Sunday, August 5, 2012

An Open Letter To The International Olympic Committee and Olympic Games Broadcasters

To the members of the International Olympic Committee and its delegations, and to the various delegations of broadcasters assigned to cover the Olympic Games telecasts,

In the lead-up to the current Olympic Games in London, it emerged throughout the media that you were ensuring local vendors were not trying to use the Olympics' name to help their business. And while it may not have come across as a particularly endearing moment on the IOC's part, you are completely within your rights to do this - after all, not only are the Olympics themselves a brand with enormous pulling power, but several other companies have invested massive sums of money in order to become official sponsors. It's completely reasonable to try and protect their investments and the importance of being deemed an "official" sponsor.

But at the same time, while the Olympics are a brand, the OLYMPICS are a BRAND. Much of your funding comes from the sale of television broadcast rights. Those television rights allow the networks to essentially broadcast the sports at whatever time they wish and with any commentary they choose, whether that be their own, an audio feed from another international broadcast network, or without commentary at all. Again, well within their rights, although they'd be stupid not to do it live with results being published on the internet instantaneously. As with any other show, they are allowed to present it however they wish.
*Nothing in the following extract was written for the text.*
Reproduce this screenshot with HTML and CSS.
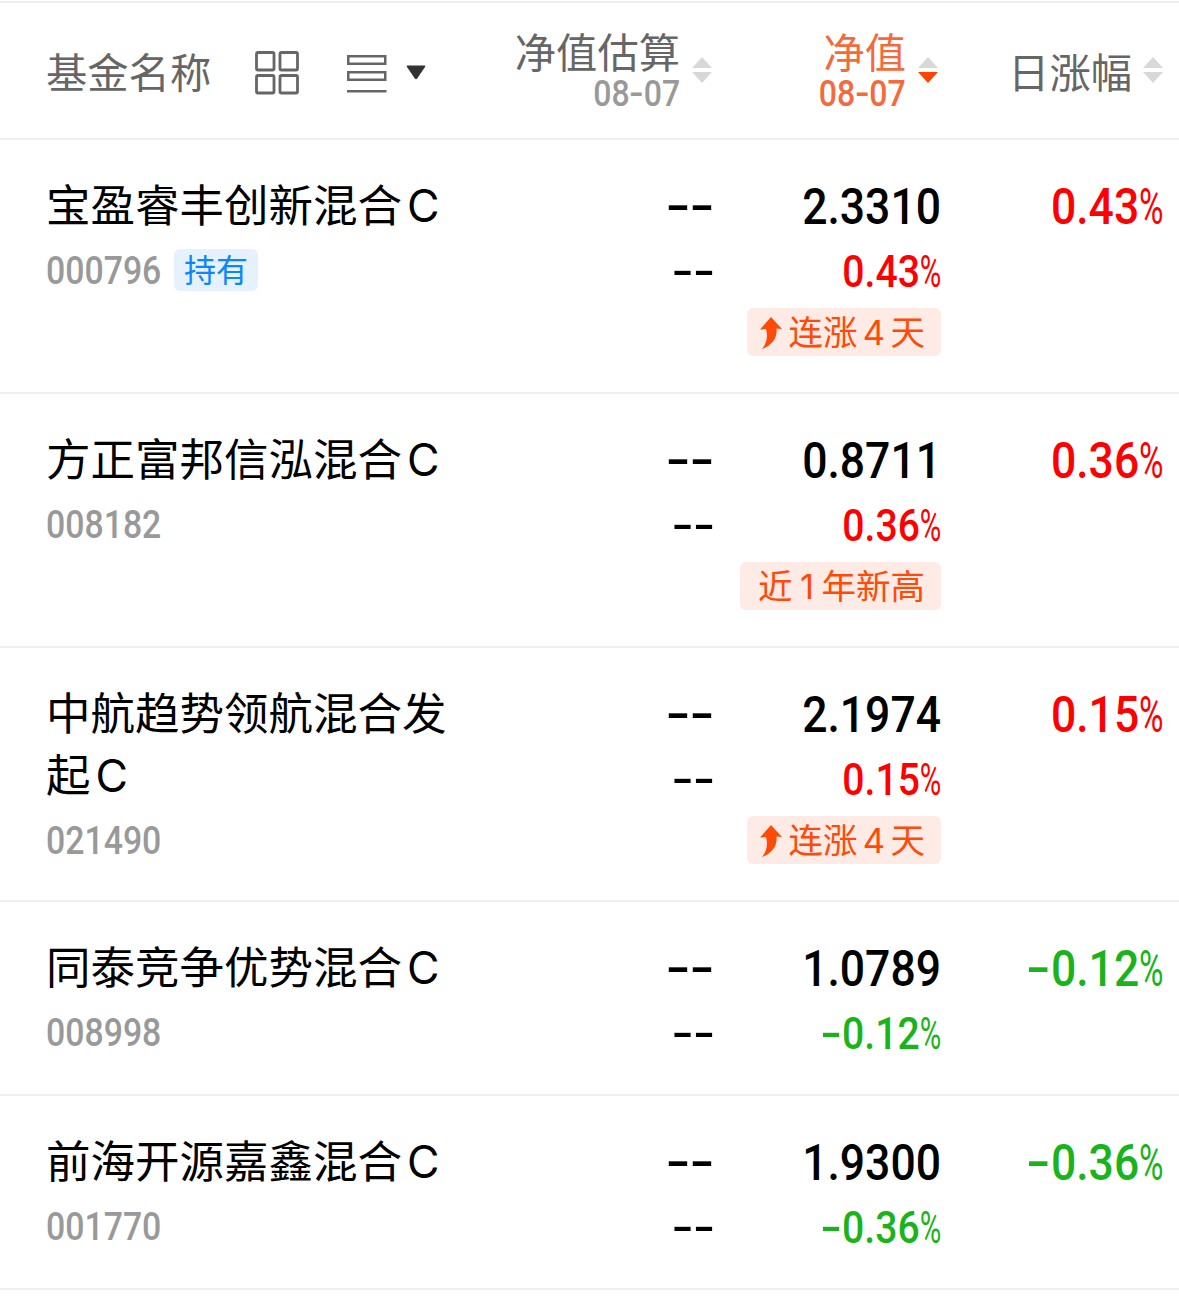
FILE: index.html
```html
<!DOCTYPE html>
<html lang="zh-CN">
<head>
	<meta charset="utf-8">
	<title>基金自选</title>
	<link rel="stylesheet" href="styles.css">
</head>
<body>
	<div class="fund-list">
		<div class="row header">
			<div class="title">
				<span class="text">基金名称</span>
				<svg class="icon-grid" width="44" height="44" viewBox="0 0 44 44">
					<rect x="1.5" y="1.5" width="17.5" height="17.5" rx="1.5"/>
					<rect x="25" y="1.5" width="17.5" height="17.5" rx="1.5"/>
					<rect x="1.5" y="24.5" width="17.5" height="17.5" rx="1.5"/>
					<rect x="25" y="24.5" width="17.5" height="17.5" rx="1.5"/>
				</svg>
				<svg class="icon-list" width="40" height="38" viewBox="0 0 40 38">
					<rect x="1.25" y="1.25" width="37" height="7.5"/>
					<rect x="1.25" y="17.25" width="37" height="7.5"/>
					<path d="M0 36.3H39.5"/>
				</svg>
				<svg class="icon-down" width="20" height="15" viewBox="0 0 20 15">
					<path d="M1.5 0.5H18.5Q20 0.7 19 2L11.2 13.5Q10 15 8.8 13.5L1 2Q0 0.7 1.5 0.5Z"/>
				</svg>
			</div>
			<div class="col sort-col">
				<div class="label">净值估算<span class="date num">08<i class="dash">-</i>07</span></div>
				<svg class="sort" width="20" height="26" viewBox="0 0 20 26"><path d="M10 0L20 11H0Z"/><path class="down" d="M0 15H20L10 26Z"/></svg>
			</div>
			<div class="col sort-col active">
				<div class="label">净值<span class="date num">08<i class="dash">-</i>07</span></div>
				<svg class="sort" width="20" height="26" viewBox="0 0 20 26"><path d="M10 0L20 11H0Z"/><path class="down" d="M0 15H20L10 26Z"/></svg>
			</div>
			<div class="col sort-col last">
				<div class="label">日涨幅</div>
				<svg class="sort" width="20" height="26" viewBox="0 0 20 26"><path d="M10 0L20 11H0Z"/><path class="down" d="M0 15H20L10 26Z"/></svg>
			</div>
		</div>

		<div class="row tall">
			<div class="fund">
				<div class="name">宝盈睿丰创新混合<span class="en">C</span></div>
				<div class="code"><span class="num">000796</span><span class="hold">持有</span></div>
			</div>
			<div class="col">
				<div class="big num"><i class="dash">-</i><i class="dash">-</i></div>
				<div class="small num"><i class="dash">-</i><i class="dash">-</i></div>
			</div>
			<div class="col">
				<div class="big num">2.3310</div>
				<div class="small num up">0.43<i class="pct">%</i></div>
				<div class="tag"><svg width="22" height="32" viewBox="0 0 22 32"><path d="M11 0L22 12L16.5 11.5C17.5 20 13 28 2 32C7 26 8 19 6 12L0 12.5Z"/></svg>连涨<span class="digit">4</span>天</div>
			</div>
			<div class="col">
				<div class="big num up">0.43<i class="pct">%</i></div>
			</div>
		</div>

		<div class="row tall">
			<div class="fund">
				<div class="name">方正富邦信泓混合<span class="en">C</span></div>
				<div class="code"><span class="num">008182</span></div>
			</div>
			<div class="col">
				<div class="big num"><i class="dash">-</i><i class="dash">-</i></div>
				<div class="small num"><i class="dash">-</i><i class="dash">-</i></div>
			</div>
			<div class="col">
				<div class="big num">0.8711</div>
				<div class="small num up">0.36<i class="pct">%</i></div>
				<div class="tag high">近<span class="digit one">1</span>年新高</div>
			</div>
			<div class="col">
				<div class="big num up">0.36<i class="pct">%</i></div>
			</div>
		</div>

		<div class="row tall">
			<div class="fund">
				<div class="name">中航趋势领航混合发起<span class="en">C</span></div>
				<div class="code"><span class="num">021490</span></div>
			</div>
			<div class="col">
				<div class="big num"><i class="dash">-</i><i class="dash">-</i></div>
				<div class="small num"><i class="dash">-</i><i class="dash">-</i></div>
			</div>
			<div class="col">
				<div class="big num">2.1974</div>
				<div class="small num up">0.15<i class="pct">%</i></div>
				<div class="tag"><svg width="22" height="32" viewBox="0 0 22 32"><path d="M11 0L22 12L16.5 11.5C17.5 20 13 28 2 32C7 26 8 19 6 12L0 12.5Z"/></svg>连涨<span class="digit">4</span>天</div>
			</div>
			<div class="col">
				<div class="big num up">0.15<i class="pct">%</i></div>
			</div>
		</div>

		<div class="row">
			<div class="fund">
				<div class="name">同泰竞争优势混合<span class="en">C</span></div>
				<div class="code"><span class="num">008998</span></div>
			</div>
			<div class="col">
				<div class="big num"><i class="dash">-</i><i class="dash">-</i></div>
				<div class="small num"><i class="dash">-</i><i class="dash">-</i></div>
			</div>
			<div class="col">
				<div class="big num">1.0789</div>
				<div class="small num fall"><i class="dash">-</i>0.12<i class="pct">%</i></div>
			</div>
			<div class="col">
				<div class="big num fall"><i class="dash">-</i>0.12<i class="pct">%</i></div>
			</div>
		</div>

		<div class="row">
			<div class="fund">
				<div class="name">前海开源嘉鑫混合<span class="en">C</span></div>
				<div class="code"><span class="num">001770</span></div>
			</div>
			<div class="col">
				<div class="big num"><i class="dash">-</i><i class="dash">-</i></div>
				<div class="small num"><i class="dash">-</i><i class="dash">-</i></div>
			</div>
			<div class="col">
				<div class="big num">1.9300</div>
				<div class="small num fall"><i class="dash">-</i>0.36<i class="pct">%</i></div>
			</div>
			<div class="col">
				<div class="big num fall"><i class="dash">-</i>0.36<i class="pct">%</i></div>
			</div>
		</div>
	</div>
</body>
</html>
```
FILE: styles.css
```css
* {
	box-sizing: border-box;
}

body {
	margin: 0;
	background-color: #fff;
	color: #000;
	font-family: Inter, "Noto Sans CJK SC", sans-serif;
	text-autospace: no-autospace;
}

.fund-list {
	margin-top: 1px;
	border-top: 2px solid #efefef;
}

.row {
	display: grid;
	grid-template-columns: 430px 236px 229px 223px;
	height: 194px;
	padding: 34px 15px 0 46px;
	border-bottom: 2px solid #efefef;
}

.row.tall {
	height: 254px;
}

.row.header {
	height: 137px;
	padding-top: 4px;
	align-items: center;
	color: #666;
	font-size: 41.3px;
	line-height: 42px;
	white-space: nowrap;
}

.title {
	display: flex;
	align-items: center;
}

.title .text {
	padding-top: 1px;
}

.icon-grid {
	margin-left: 43.5px;
	fill: none;
	stroke: #666;
	stroke-width: 2.8;
}

.icon-list {
	margin: 3px 0 0 48px;
	fill: none;
	stroke: #666;
	stroke-width: 2.5;
}

.icon-down {
	margin: -1px 0 0 19px;
	fill: #333;
}

.col {
	display: flex;
	flex-direction: column;
	align-items: flex-end;
}

.sort-col {
	flex-direction: row;
	align-items: center;
	justify-content: flex-end;
}

.label {
	text-align: right;
}

.last .label {
	padding-top: 1px;
}

.active .label {
	color: #f56a3c;
}

.date {
	display: block;
	height: 40px;
	font-size: 36px;
	line-height: 40px;
	color: #999;
}

.active .date {
	color: #f56a3c;
}

.sort {
	margin: -5px 0 0 12px;
	fill: #d8d8d8;
}

.active .sort {
	margin-right: 3px;
}

.last .sort {
	margin-left: 11px;
	margin-right: 1px;
}

.active .down {
	fill: #ff4400;
}

/* narrow digits */
.num {
	font-family: Roboto, sans-serif;
	font-weight: 500;
	white-space: nowrap;
	transform: scaleX(0.89);
	transform-origin: right center;
}

.num i {
	display: inline-block;
	font-style: normal;
	text-align: center;
}

.dash {
	width: 0.54em;
	transform: translate(0.05em, -0.02em) scaleX(1.6);
}

.fall .dash {
	transform: translate(-0.01em, -0.02em) scaleX(1.6);
}

.date .dash {
	width: 0.44em;
	transform: scaleX(1.3);
}

.pct {
	width: 0.55em;
	font-weight: 400;
	text-indent: -0.09em;
	transform: scaleX(0.75);
}

.name {
	width: 405px;
	font-size: 44.5px;
	line-height: 62px;
	padding-top: 1px;
}

.en {
	margin-left: 5px;
}

.code {
	display: flex;
	align-items: center;
	height: 66px;
	color: #999;
}

.code .num {
	width: 116px;
	padding-top: 1px;
	font-size: 38px;
	transform-origin: left center;
}

.hold {
	width: 84px;
	height: 42px;
	margin-left: 12px;
	border-radius: 6px;
	background-color: #e5f2fd;
	color: #0c86f8;
	font-size: 32px;
	line-height: 43px;
	text-align: center;
}

.big {
	height: 66px;
	font-size: 50px;
	line-height: 67px;
}

.small {
	height: 64px;
	font-size: 44px;
	line-height: 64px;
}

.up {
	color: #fe0000;
}

.fall {
	color: #1bb31b;
}

.tag {
	display: flex;
	align-items: center;
	height: 48px;
	margin-top: 4px;
	padding: 2px 16px 0 13px;
	border-radius: 6px;
	background-color: #feebe5;
	color: #ff4a08;
	font-size: 34.5px;
	line-height: 46px;
}

.tag.high {
	padding-left: 18px;
}

.tag svg {
	margin-right: 7px;
	fill: #ff4a08;
}

.digit {
	width: 33px;
	text-align: center;
}

.digit.one {
	width: 29px;
}
```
After all, the Olympics are basically a reality show with the Opening Ceremony as the premiere and the usual patch of dull mid-season episodes replaced by two weeks of season finales.
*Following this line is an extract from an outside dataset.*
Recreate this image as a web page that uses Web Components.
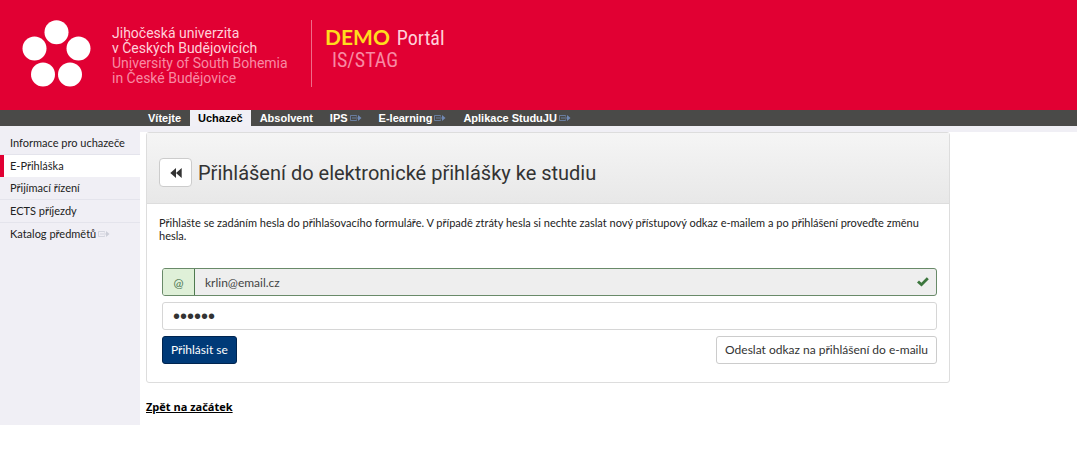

That being said, however, which is more harmful to the longterm success of the Olympic Games: A little shop in the middle of England using a lovingly-created tissuepaper replica of the Olympic rings for their window as the torch passes through town, selling (let's say for the sake of argument) two Pepsis instead of the customer going to the supermarket next door and buying two Coca-Colas for the same price, OR having your official broadcast networks provide coverage abysmal to the point newsreaders from other networks are taking pointed, unmistakable jabs at their incompetence in national bulletins and approximately nobody in the audience disagrees?
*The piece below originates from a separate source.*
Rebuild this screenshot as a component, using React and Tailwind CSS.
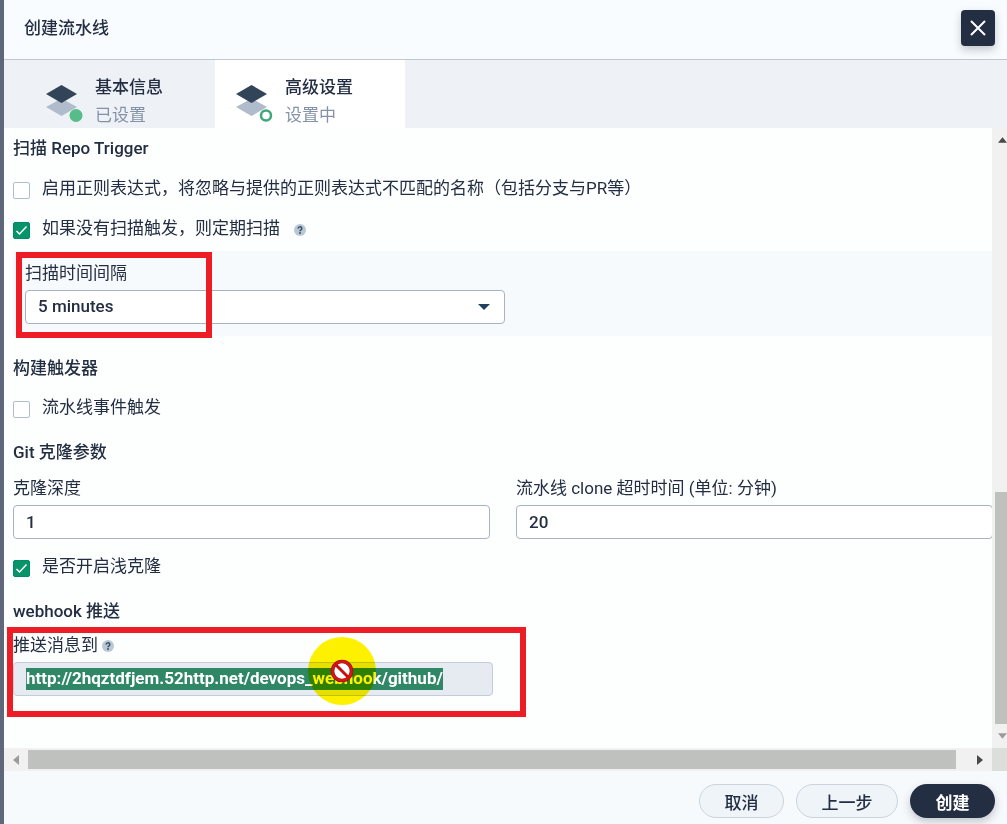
import { useState } from 'react';

const FIELD = 'h-[34px] rounded border border-[#a9b2c3] bg-white px-3 text-[17px] font-medium text-[#242e42] outline-none';

function LayersIcon({ done }) {
  return (
    <svg width="38" height="38" viewBox="0 0 38 38" aria-hidden="true">
      <path d="M1 23 16.500 14.500 32 23 16.500 32Z" fill="#b0bccb" />
      <path d="M1 10 16.500 1 32 10 16.500 19Z" fill="#324558" />
      {done ? (
        <circle cx="31" cy="31.500" r="6.500" fill="#55bc8a" />
      ) : (
        <circle cx="31" cy="31.500" r="5" fill="#fff" stroke="#3aa878" strokeWidth="2.500" />
      )}
    </svg>
  );
}

function Tab({ title, status, active, done }) {
  return (
    <button
      type="button"
      role="tab"
      aria-selected={active}
      className={
        active
          ? 'flex w-[190px] items-start gap-3 bg-white pl-5 text-left'
          : 'flex w-[211px] items-start gap-3 pl-[41px] text-left'
      }
    >
      <span className="pt-6">
        <LayersIcon done={done} />
      </span>
      <span className="flex flex-col pt-[13px] text-[17px] leading-7">
        <span className="font-medium text-[#242e42]">{title}</span>
        <span className="text-[#8592a8]">{status}</span>
      </span>
    </button>
  );
}

function HelpIcon() {
  return (
    <svg width="12" height="12" viewBox="0 0 12 12" className="shrink-0" aria-hidden="true">
      <circle cx="6" cy="6" r="6" fill="#b8c8d6" />
      <path d="M4.200 4.600a1.800 1.700 0 1 1 2.500 1.500c-.5.3-.7.5-.7 1.100" fill="none" stroke="#324558" strokeWidth="1.400" />
      <circle cx="6" cy="9" r=".9" fill="#324558" />
    </svg>
  );
}

function Check({ label, defaultChecked, help }) {
  return (
    <label className="flex h-6 items-center text-[17px] text-[#242e42]">
      <span className="relative mt-0.5 mr-3 h-[17px] w-[17px]">
        <input
          type="checkbox"
          defaultChecked={defaultChecked}
          className="peer block h-[17px] w-[17px] appearance-none rounded-xs border border-[#b4bccc] bg-white checked:border-[#00896a] checked:bg-[#069468]"
        />
        <svg
          viewBox="0 0 17 17"
          className="pointer-events-none absolute inset-0 hidden peer-checked:block"
          aria-hidden="true"
        >
          <path d="m3.500 9 3 3 7-7.500" fill="none" stroke="#fff" strokeWidth="1.500" />
        </svg>
      </span>
      <span>{label}</span>
      {help && (
        <span className="mt-0.5 ml-3.5">
          <HelpIcon />
        </span>
      )}
    </label>
  );
}

function Heading({ children }) {
  return <h2 className="h-6 text-[17px] leading-6 font-medium text-[#242e42]">{children}</h2>;
}

function Arrow({ d, color }) {
  return (
    <svg width="10" height="10" viewBox="0 0 10 10" aria-hidden="true">
      <path d={d} fill={color} />
    </svg>
  );
}

function ForbiddenCursor() {
  return (
    <div className="pointer-events-none absolute top-1 left-[295px] h-[68px] w-[68px]">
      <svg viewBox="0 0 68 68" className="absolute inset-0 mix-blend-multiply" aria-hidden="true">
        <circle cx="34" cy="34" r="34" fill="#fff200" />
      </svg>
      <svg viewBox="0 0 68 68" className="absolute inset-0" aria-hidden="true">
        <circle cx="34" cy="34" r="9.500" fill="#fff" stroke="#8a1010" strokeWidth="3.600" />
        <circle cx="34" cy="34" r="9.500" fill="none" stroke="#dc1414" strokeWidth="2.400" />
        <path d="m27.500 27.500 13 13" stroke="#c81010" strokeWidth="3" />
      </svg>
    </div>
  );
}

export default function App() {
  const [depth, setDepth] = useState('1');
  const [timeout, setTimeoutValue] = useState('20');

  return (
    <div className="flex h-screen border-l-4 border-[#5f677a] bg-[#fdfefe] font-[Roboto,'Noto_Sans_CJK_SC',sans-serif] text-[#242e42]">
      <main className="flex min-w-0 flex-1 flex-col">
        <header className="flex h-[60px] shrink-0 items-start justify-between border-b border-[#c0c8d5] bg-[#f9fcfe] pt-2.5 pr-3 pl-5">
          <h1 className="text-[17px] leading-9 font-medium">创建流水线</h1>
          <button
            type="button"
            aria-label="关闭"
            className="flex h-9 w-[34px] items-center justify-center rounded bg-[#242e42] shadow-[0_4px_8px_rgba(36,46,66,0.25)]"
          >
            <svg width="16" height="16" viewBox="0 0 16 16" aria-hidden="true">
              <path d="m1 1 14 14M15 1 1 15" stroke="#fff" strokeWidth="2" />
            </svg>
          </button>
        </header>

        <div role="tablist" className="flex h-[68px] shrink-0 overflow-hidden bg-[#eef2f6]">
          <Tab title="基本信息" status="已设置" done />
          <Tab title="高级设置" status="设置中" active />
        </div>

        <div className="flex min-h-0 flex-1">
          <div className="flex min-w-0 flex-1 flex-col">
            <div className="min-h-0 flex-1 overflow-hidden pt-2 pl-[9px]">
              <Heading>扫描 Repo Trigger</Heading>
              <div className="mt-[17px] flex flex-col gap-4">
                <Check label="启用正则表达式，将忽略与提供的正则表达式不匹配的名称（包括分支与PR等）" />
                <Check label="如果没有扫描触发，则定期扫描" defaultChecked help />
              </div>

              <section className="relative mt-2.5 bg-[#f7fafc] pt-2.5 pb-3 pl-3">
                <label htmlFor="interval" className="block h-6 text-[17px] leading-6">
                  扫描时间间隔
                </label>
                <div className="relative mt-[5px] w-[480px]">
                  <select id="interval" className={`${FIELD} w-full appearance-none`}>
                    <option>5 minutes</option>
                  </select>
                  <svg
                    width="12"
                    height="6"
                    viewBox="0 0 12 6"
                    className="pointer-events-none absolute top-[14px] right-[15px]"
                    aria-hidden="true"
                  >
                    <path d="M0 0h12L6 6Z" fill="#1f4060" />
                  </svg>
                </div>
                <div className="pointer-events-none absolute top-px left-[3px] h-[86px] w-[196px] border-6 border-[#ee1c25]" />
              </section>

              <div className="mt-5">
                <Heading>构建触发器</Heading>
              </div>
              <div className="mt-4">
                <Check label="流水线事件触发" />
              </div>

              <div className="mt-5">
                <Heading>Git 克隆参数</Heading>
              </div>
              <div className="mt-3 -mr-px grid grid-cols-2 gap-[26px]">
                <div className="flex flex-col gap-[5px]">
                  <label htmlFor="depth" className="h-6 text-[17px] leading-6">
                    克隆深度
                  </label>
                  <input id="depth" value={depth} onChange={(e) => setDepth(e.target.value)} className={FIELD} />
                </div>
                <div className="flex flex-col gap-[5px]">
                  <label htmlFor="timeout" className="h-6 text-[17px] leading-6">
                    流水线 clone 超时时间 (单位: 分钟)
                  </label>
                  <input
                    id="timeout"
                    value={timeout}
                    onChange={(e) => setTimeoutValue(e.target.value)}
                    className={FIELD}
                  />
                </div>
              </div>
              <div className="mt-4">
                <Check label="是否开启浅克隆" defaultChecked />
              </div>

              <div className="mt-5">
                <Heading>webhook 推送</Heading>
              </div>
              <section className="relative mt-2.5">
                <div className="flex h-6 items-center gap-1">
                  <label htmlFor="webhook" className="text-[17px] leading-6">
                    推送消息到
                  </label>
                  <span className="mt-0.5">
                    <HelpIcon />
                  </span>
                </div>
                <div className="mt-[5px] flex h-[34px] w-[480px] items-center rounded border border-[#c3ccd8] bg-[#e6ebf2] pl-3">
                  <input
                    id="webhook"
                    readOnly
                    value="http://2hqztdfjem.52http.net/devops_webhook/github/"
                    className="field-sizing-content h-[22px] bg-[#2f8766] text-[17px] font-bold text-white outline-none"
                  />
                </div>
                <div className="pointer-events-none absolute -top-1.5 -left-1.5 h-[90px] w-[519px] border-6 border-[#ee1c25]" />
                <ForbiddenCursor />
              </section>
            </div>

            <div className="flex h-[23px] shrink-0 items-center bg-[#f0f1f0]">
              <span className="flex w-6 justify-center">
                <Arrow d="M8 0v10L2 5Z" color="#9a9c9a" />
              </span>
              <div className="mr-3 h-[19px] flex-1 bg-[#bfc1be]" />
              <span className="flex w-6 justify-center">
                <Arrow d="M2 0v10l6-5Z" color="#484a48" />
              </span>
            </div>
          </div>

          <div className="flex w-[15px] shrink-0 flex-col overflow-hidden bg-[#f0f1f0]">
            <span className="flex h-6 items-center pl-1.5">
              <Arrow d="M0 8h10L5 2Z" color="#484a48" />
            </span>
            <div className="flex flex-1 flex-col justify-end pl-[3px]">
              <div className="h-[232px] bg-[#bfc1be]" />
            </div>
            <span className="flex h-6 items-center pl-1.5">
              <Arrow d="M0 2h10L5 8Z" color="#9a9c9a" />
            </span>
            <div className="h-[23px] bg-[#dcdedc]" />
          </div>
        </div>

        <footer className="flex h-[53px] shrink-0 items-start justify-end gap-3 bg-[#f7fafc] pt-[13px] pr-3 text-[17px] font-medium">
          <button type="button" className="h-[34px] w-[85px] rounded-full border border-[#ccd3df] bg-[#eff4f9] pt-1.5">
            取消
          </button>
          <button type="button" className="h-[34px] w-[102px] rounded-full border border-[#ccd3df] bg-[#eff4f9] pt-1.5">
            上一步
          </button>
          <button
            type="button"
            className="h-[34px] w-[85px] rounded-full bg-[#242e42] pt-1.5 font-bold text-white shadow-[0_4px_8px_rgba(36,46,66,0.25)]"
          >
            创建
          </button>
        </footer>
      </main>
    </div>
  );
}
To put it succinctly: If the coverage is poor, viewers go elsewhere to learn the results. If viewers go elsewhere, the market value of the Olympics is diminished, and less money can be obtained from networks and sponsors. Conversely, if the coverage is brilliant, audience members tune in, and the increased audience makes the contracts more lucrative. Therefore, it is in the IOC's best interests to ensure the coverage is as good as possible.

At the moment, unfortunately, the coverages on the NBC family in the United States and on the Nine Network and Foxtel in Australia are less like Glee and more like Viva Laughlin. Yes. It's so bad GLEE is the HIGH watermark. There are enough examples of both networks' incompetence online, though I find it hard to believe we will top Karl Stefanovic's "I knew you were going to be trouble just looking at you" to a panel of three of the greatest black athletes of the modern era. We haven't seen such casual racism at the Olympics since... oh, since the time they were used as Nazi propaganda. At this stage, in order for the IOC to continue reaping the benefits of the viewing audience - and let's be honest, the Olympics probably would have been abandoned by now without American TV rights in particular - they need to get off their backsides and start instituting some quality control. I'm not entirely sure what that would entail (the best solution I can think of is for the IOC to limit the amount of replays and filler in official broadcasts, and to organise a shared pool of commentators to remove the jingoism that makes the Games less "Hey, it's that one time every four years when we remember Estonia exists!" and more "HOW THE HELL CAN AUSTRALIA BE LOSING? AREN'T WE THE ONLY COUNTRY COMPETING?!"), but something needs to be done. Yesterday.